Of course, this implies that the file xxx exists in the build context.

That file has to exist before you can run docker build.

For instance, it can:

  • exist in the code repository,
  • be created by another tool (script, Makefile...),
  • be created by another container image and extracted from the image.

See for instance the busybox official image or this older busybox image.

Building binaries outside: pros and cons

Pros:

  • final image can be very small

Cons:

  • requires an extra build tool

  • we're back in dependency hell and "works on my machine"

Cons, if binary is added to code repository:

  • breaks portability across different platforms

  • grows repository size a lot if the binary is updated frequently

Squashing the final image

The idea is to transform the final image into a single-layer image.

This can be done in (at least) two ways.

  • Activate experimental features and squash the final image:

    docker image build --squash ...
    
  • Export/import the final image.

    docker build -t temp-image .
    docker run --entrypoint true --name temp-container temp-image
    docker export temp-container | docker import - final-image
    docker rm temp-container
    docker rmi temp-image
    

Squashing the image: pros and cons

Pros:

  • single-layer images are smaller and faster to download

  • removed files no longer take up storage and network resources

Cons:

  • we still need to actively remove unnecessary files

  • squash operation can take a lot of time (on big images)

  • squash operation does not benefit from cache
    (even if we change just a tiny file, the whole image needs to be re-squashed)

Multi-stage builds

Multi-stage builds allow us to have multiple stages.

Each stage is a separate image, and can copy files from previous stages.

We're going to see how they work in more detail.

Multi-stage builds

  • At any point in our Dockerfile, we can add a new FROM line.

  • This line starts a new stage of our build.

  • Each stage can access the files of the previous stages with COPY --from=....

  • When a build is tagged (with docker build -t ...), the last stage is tagged.

  • Previous stages are not discarded: they will be used for caching, and can be referenced.

Multi-stage builds in practice

  • Each stage is numbered, starting at 0

  • We can copy a file from a previous stage by indicating its number, e.g.:

    COPY --from=0 /file/from/first/stage /location/in/current/stage
    
  • We can also name stages, and reference these names:

    FROM golang AS builder
    RUN ...
    FROM alpine
    COPY --from=builder /go/bin/mylittlebinary /usr/local/bin/
    

Multi-stage builds for our C program

We will change our Dockerfile to:

  • give a nickname to the first stage: compiler

  • add a second stage using the same ubuntu base image

  • add the hello binary to the second stage

  • make sure that CMD is in the second stage

The resulting Dockerfile is on the next slide.

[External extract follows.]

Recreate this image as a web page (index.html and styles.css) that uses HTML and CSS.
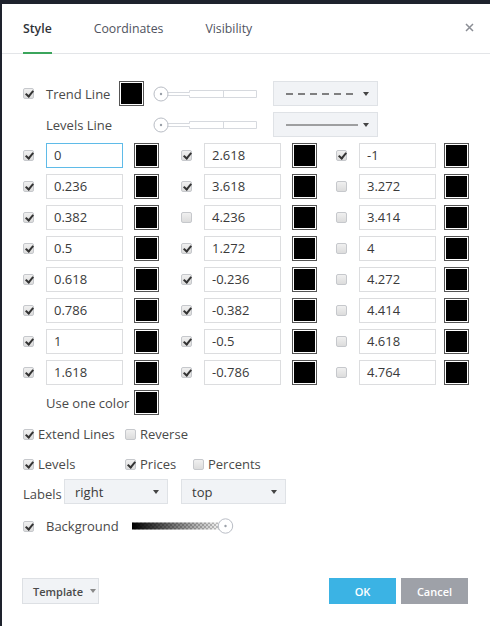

Multi-stage build Dockerfile

Here is the final Dockerfile:

FROM ubuntu AS compiler
RUN apt-get update
RUN apt-get install -y build-essential
COPY hello.c /
RUN make hello
FROM ubuntu
COPY --from=compiler /hello /hello
CMD /hello

Let's build it, and check that it works correctly:

docker build -t hellomultistage .
docker run hellomultistage

Comparing single/multi-stage build image sizes

List our images with docker images, and check the size of:

  • the ubuntu base image,

  • the single-stage hello image,

  • the multi-stage hellomultistage image.

We can achieve even smaller images if we use smaller base images.

However, if we use common base images (e.g. if we standardize on ubuntu), these common images will be pulled only once per node, so they are virtually "free."